A Possible Path Toward Profitable Carbon Removal: A Techno-Economic Analysis on Combined Ocean Alkalinity Enhancement and Waste Concrete Upcycling

Electrochemical ocean alkalinity enhancement (E-OAE) is a promising carbon removal technique that leverages waste brine from desalination plants. Using green electricity, it converts this brine into a base for ocean alkalinization and a hydrochloric acid byproduct. While promising for negative emission, the large volume of acid produced creates a significant management challenge. This work presents the technical and economic details of a novel approach to upcycle waste concrete using the E-OAE acid byproduct.
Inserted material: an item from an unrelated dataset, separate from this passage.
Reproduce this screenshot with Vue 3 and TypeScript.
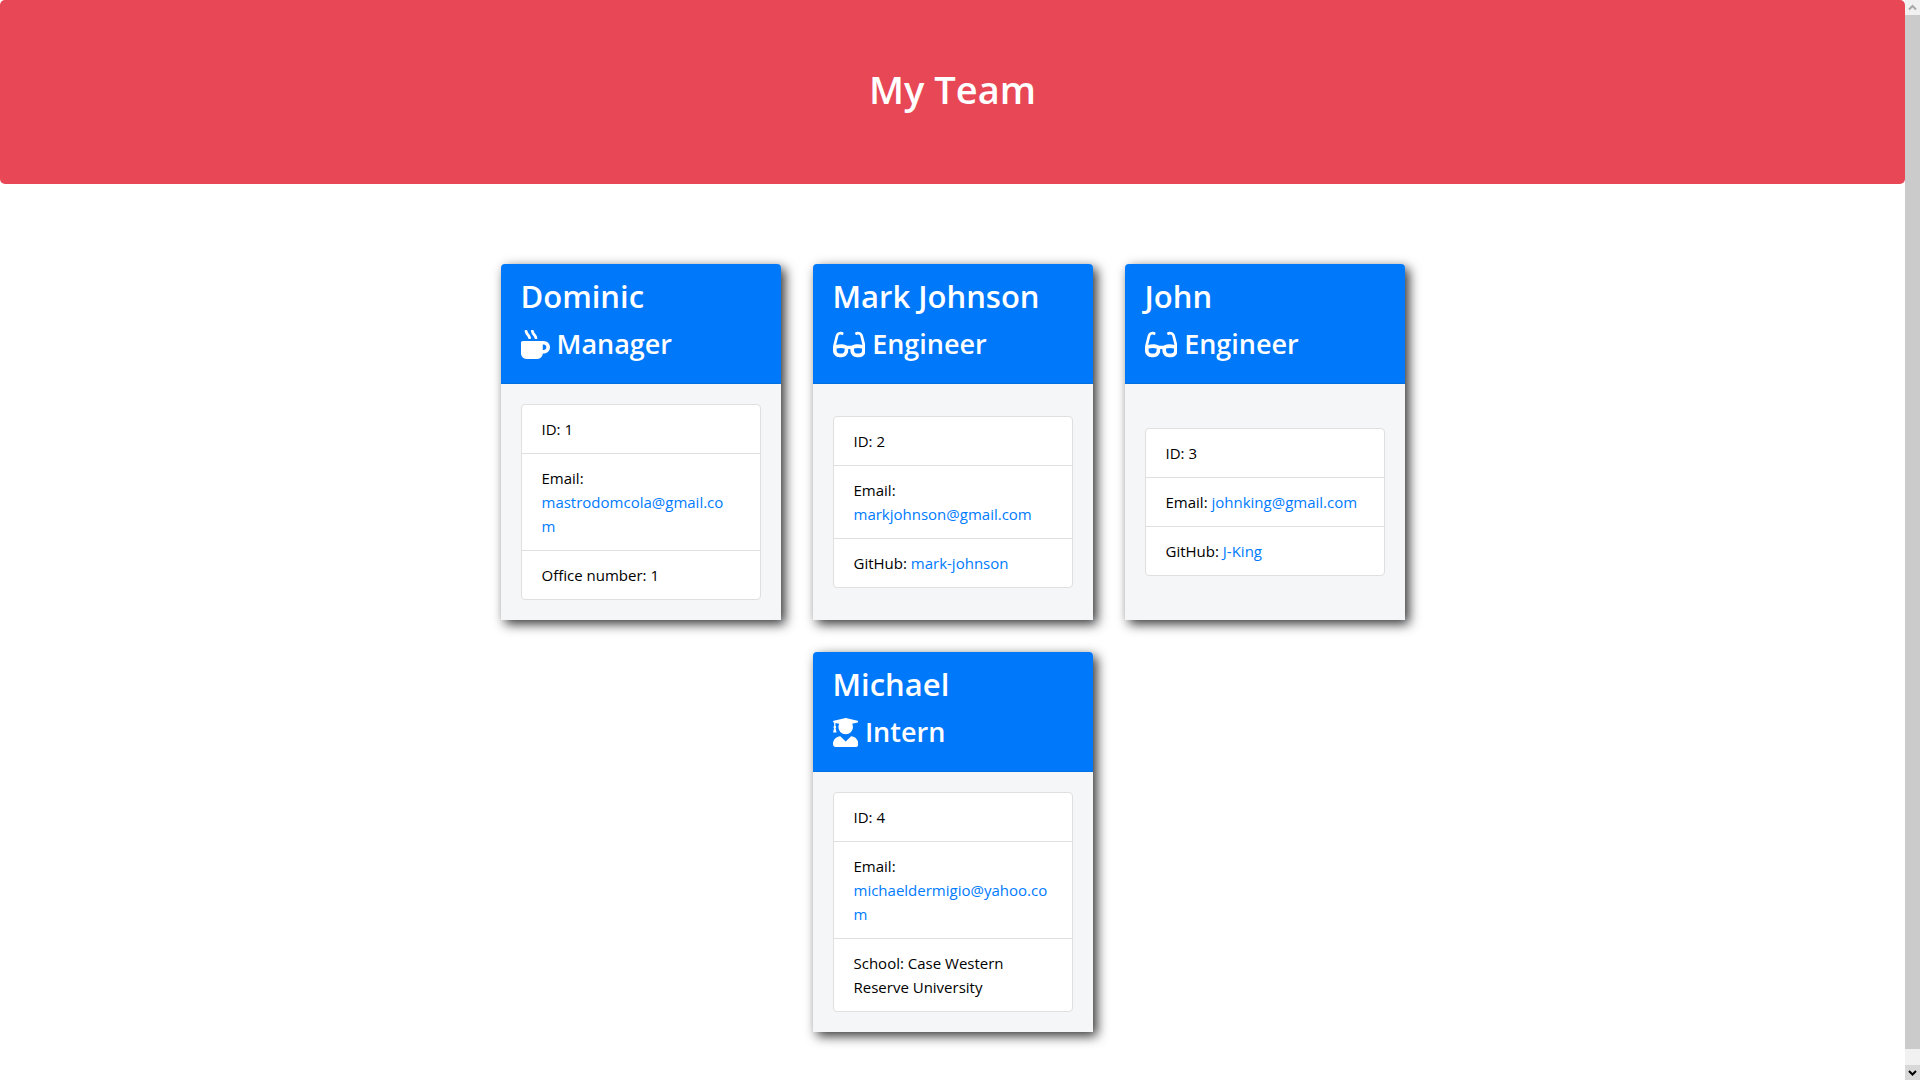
<script setup lang="ts">
interface Detail {
  label: string
  value: string
  href?: string
}

interface Member {
  name: string
  role: string
  icon: 'mug' | 'glasses' | 'graduate'
  details: Detail[]
}

const icons: Record<Member['icon'], { width: number; path: string }> = {
  mug: {
    width: 512,
    path: 'M127.1 146.5c1.3 7.7 8 13.5 16 13.5h16.5c9.8 0 17.6-8.5 16.3-18-3.8-28.2-16.4-54.2-36.6-74.7-14.4-14.7-23.6-33.3-26.4-53.5C111.8 5.9 105 0 96.8 0H80.4C70.6 0 63 8.5 64.1 18c3.9 31.9 18 61.3 40.6 84.4 12 12.2 19.7 27.5 22.4 44.1zm112 0c1.3 7.7 8 13.5 16 13.5h16.5c9.8 0 17.6-8.5 16.3-18-3.8-28.2-16.4-54.2-36.6-74.7-14.4-14.7-23.6-33.3-26.4-53.5C223.8 5.9 217 0 208.8 0h-16.4c-9.8 0-17.5 8.5-16.3 18 3.9 31.9 18 61.3 40.6 84.4 12 12.2 19.7 27.5 22.4 44.1zM400 192H32c-17.7 0-32 14.3-32 32v192c0 53 43 96 96 96h192c53 0 96-43 96-96h16c61.8 0 112-50.2 112-112s-50.2-112-112-112zm0 160h-16v-96h16c26.5 0 48 21.5 48 48s-21.5 48-48 48z',
  },
  glasses: {
    width: 576,
    path: 'M574.1 280.37L528.75 98.66c-5.91-23.7-21.59-44.05-43-55.81-21.44-11.73-46.97-14.11-70.19-6.33l-15.25 5.08c-8.39 2.79-12.92 11.86-10.12 20.24l5.06 15.18c2.79 8.38 11.85 12.91 20.23 10.12l13.18-4.39c10.87-3.62 23-3.57 33.16 1.73 10.29 5.37 17.57 14.56 20.37 25.82l38.46 153.82c-22.19-6.81-49.79-12.46-81.2-12.46-34.77 0-73.98 7.02-114.85 26.74h-73.18c-40.87-19.74-80.08-26.75-114.86-26.75-31.42 0-59.02 5.65-81.21 12.46l38.46-153.83c2.79-11.25 10.09-20.45 20.38-25.81 10.16-5.3 22.28-5.35 33.15-1.73l13.17 4.39c8.38 2.79 17.44-1.74 20.23-10.12l5.06-15.18c2.8-8.38-1.73-17.45-10.12-20.24l-15.25-5.08c-23.22-7.78-48.75-5.41-70.19 6.33-21.41 11.77-37.09 32.11-43 55.81L1.9 280.37A64.218 64.218 0 0 0 0 295.86v70.25C0 429.01 51.58 480 115.2 480h37.12c60.28 0 110.37-45.94 114.88-105.37l2.93-38.63h35.75l2.93 38.63C313.31 434.06 363.4 480 423.68 480h37.12c63.62 0 115.2-50.99 115.2-113.88v-70.25c0-5.23-.64-10.43-1.9-15.5zm-370.72 89.42c-1.97 25.91-24.4 46.21-51.06 46.21H115.2C86.97 416 64 393.62 64 366.11v-37.54c18.12-6.49 43.42-12.92 72.58-12.92 23.86 0 47.26 4.33 69.93 12.92l-3.13 41.22zM512 366.12c0 27.51-22.97 49.88-51.2 49.88h-37.12c-26.67 0-49.1-20.3-51.06-46.21l-3.13-41.22c22.67-8.59 46.08-12.92 69.95-12.92 29.12 0 54.43 6.44 72.55 12.93v37.54z',
  },
  graduate: {
    width: 448,
    path: 'M319.4 320.6L224 416l-95.4-95.4C57.1 323.7 0 382.2 0 454.4v9.6c0 26.5 21.5 48 48 48h352c26.5 0 48-21.5 48-48v-9.6c0-72.2-57.1-130.7-128.6-133.8zM13.6 79.8l6.4 1.5v58.4c-7 4.2-12 11.5-12 20.3 0 8.4 4.6 15.4 11.1 19.7L3.5 242c-1.7 6.9 2.1 14 7.6 14h41.8c5.5 0 9.3-7.1 7.6-14l-15.6-62.3C51.4 175.4 56 168.4 56 160c0-8.8-5-16.1-12-20.3V87.1l66 15.9c-8.6 17.2-14 36.4-14 57 0 70.7 57.3 128 128 128s128-57.3 128-128c0-20.6-5.3-39.8-14-57l96.3-23.2c18.2-4.4 18.2-27.1 0-31.5l-190.4-46c-13-3.1-26.7-3.1-39.7 0L13.6 48.2c-18.1 4.4-18.1 27.2 0 31.6z',
  },
}

const email = (address: string): Detail => ({ label: 'Email', value: address, href: `mailto:${address}` })
const github = (user: string): Detail => ({ label: 'GitHub', value: user, href: `https://github.com/${user}` })

const team: Member[] = [
  {
    name: 'Dominic',
    role: 'Manager',
    icon: 'mug',
    details: [{ label: 'ID', value: '1' }, email('mastrodomcola@gmail.com'), { label: 'Office number', value: '1' }],
  },
  {
    name: 'Mark Johnson',
    role: 'Engineer',
    icon: 'glasses',
    details: [{ label: 'ID', value: '2' }, email('markjohnson@gmail.com'), github('mark-johnson')],
  },
  {
    name: 'John',
    role: 'Engineer',
    icon: 'glasses',
    details: [{ label: 'ID', value: '3' }, email('johnking@gmail.com'), github('J-King')],
  },
  {
    name: 'Michael',
    role: 'Intern',
    icon: 'graduate',
    details: [
      { label: 'ID', value: '4' },
      email('michaeldermigio@yahoo.com'),
      { label: 'School', value: 'Case Western Reserve University' },
    ],
  },
]
</script>

<template>
  <div class="page">
    <div class="content">
      <header class="banner">
        <h1>My Team</h1>
      </header>
      <main class="team">
        <article v-for="member in team" :key="member.name" class="card">
          <div class="card-header">
            <h2>{{ member.name }}</h2>
            <h3>
              <svg class="icon" :viewBox="`0 0 ${icons[member.icon].width} 512`" aria-hidden="true">
                <path :d="icons[member.icon].path" fill="currentColor" />
              </svg>
              <span>{{ member.role }}</span>
            </h3>
          </div>
          <div class="card-body">
            <ul class="details">
              <li v-for="detail in member.details" :key="detail.label">
                <template v-if="detail.href">{{ detail.label }}: <a :href="detail.href">{{ detail.value }}</a></template>
                <template v-else>{{ `${detail.label}: ${detail.value}` }}</template>
              </li>
            </ul>
          </div>
        </article>
      </main>
    </div>
    <div class="scrollbar" aria-hidden="true">
      <div class="arrow arrow-up">
        <svg viewBox="0 0 15 15"><path d="M4 9.500L7.500 6L11 9.500" /></svg>
      </div>
      <div class="track"><div class="thumb"></div></div>
      <div class="arrow arrow-down">
        <svg viewBox="0 0 15 15"><path d="M4 6L7.500 9.500L11 6" /></svg>
      </div>
    </div>
  </div>
</template>

<style>
body {
  margin: 0;
  background: #fff;
}
</style>

<style scoped>
*,
*::before,
*::after {
  box-sizing: border-box;
}

.page {
  display: flex;
  align-items: flex-start;
  color: #000;
  font-family: 'Open Sans', 'Noto Sans', sans-serif;
  font-size: 15px;
  line-height: 24px;
}

.content {
  flex: 1;
  min-width: 0;
}

.banner {
  padding: 64px 32px;
  border-radius: 5px;
  background: #e84756;
  color: #fff;
  text-align: center;
}

h1,
h2,
h3 {
  margin: 0 0 8px;
  font-weight: 600;
}

h1 {
  margin-bottom: 6px;
  font-size: 38px;
  line-height: 50px;
}

h2 {
  font-size: 31px;
  line-height: 40px;
}

h3 {
  display: flex;
  align-items: center;
  gap: 7px;
  font-size: 27px;
  line-height: 40px;
}

.icon {
  height: 29px;
}

.team {
  display: flex;
  flex-wrap: wrap;
  justify-content: center;
  gap: 32px;
  max-width: 1140px;
  margin: 80px auto 48px;
}

.card {
  display: flex;
  flex-direction: column;
  width: 280px;
  border-radius: 4px 4px 0 0;
  background: #f5f6f8;
  box-shadow: 4px 4px 12px rgba(0, 0, 0, 0.8);
}

.card-header {
  padding: 12px 20px 11px;
  border-bottom: 1px solid #006fe0;
  border-radius: 4px 4px 0 0;
  background: #0078fa;
  color: #fff;
}

.card-body {
  display: flex;
  flex: 1;
  flex-direction: column;
  justify-content: center;
  padding: 20px;
}

.details {
  margin: 0;
  padding: 0;
  border: 1px solid #dfdfdf;
  border-radius: 4px;
  background: #fff;
  list-style: none;
}

.details li {
  padding: 12px 23px 12px 20px;
  overflow-wrap: break-word;
}

.details li + li {
  border-top: 1px solid #dfdfdf;
}

.details a {
  color: #007bff;
  text-decoration: none;
}

.scrollbar {
  display: flex;
  position: sticky;
  top: 0;
  flex-direction: column;
  width: 15px;
  height: 100vh;
  background: #f1f1f1;
}

.arrow {
  display: flex;
  height: 15px;
}

.arrow svg {
  width: 15px;
  fill: none;
  stroke: #a8a8a8;
  stroke-width: 2;
}

.arrow-down {
  background: #d8d8d8;
}

.arrow-down svg {
  stroke: #000;
}

.track {
  flex: 1;
}

.thumb {
  height: 98.5%;
  background: #cbcbcb;
}
</style>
The proposed process utilizes the dilute hydrochloric acid byproduct to treat coarse recycled concrete aggregates (RCA) in an acid-recirculating rotary drum reactor, thereby recovering high-quality aggregates for resale and adding additional value to E-OAE. This combined process addresses the dual challenges of managing significant construction and demolition waste and mitigating the management issues associated with acidic byproduct from E-OAE systems. The techno-economic analysis highlights the strong financial viability of this approach. For a plant processing 1,000 metric tons of RCA per day—a scale that utilizes the acid byproduct from an E-OAE facility sequestering 27,000 tons of CO2 annually—the estimated capital cost is $26.8 million. With projected revenues of $13 million from aggregate sales and tipping fee equivalence against $7.8 million in operating costs, the facility generates a net return of $5.2 million. This corresponds to a 5-year payback period and a significant net profit of $194 per ton of CO2 removed, based on the plant profit alone without accounting for carbon credits. This integrated approach offers a sustainable, economically compelling pathway for carbon removal and circular waste management.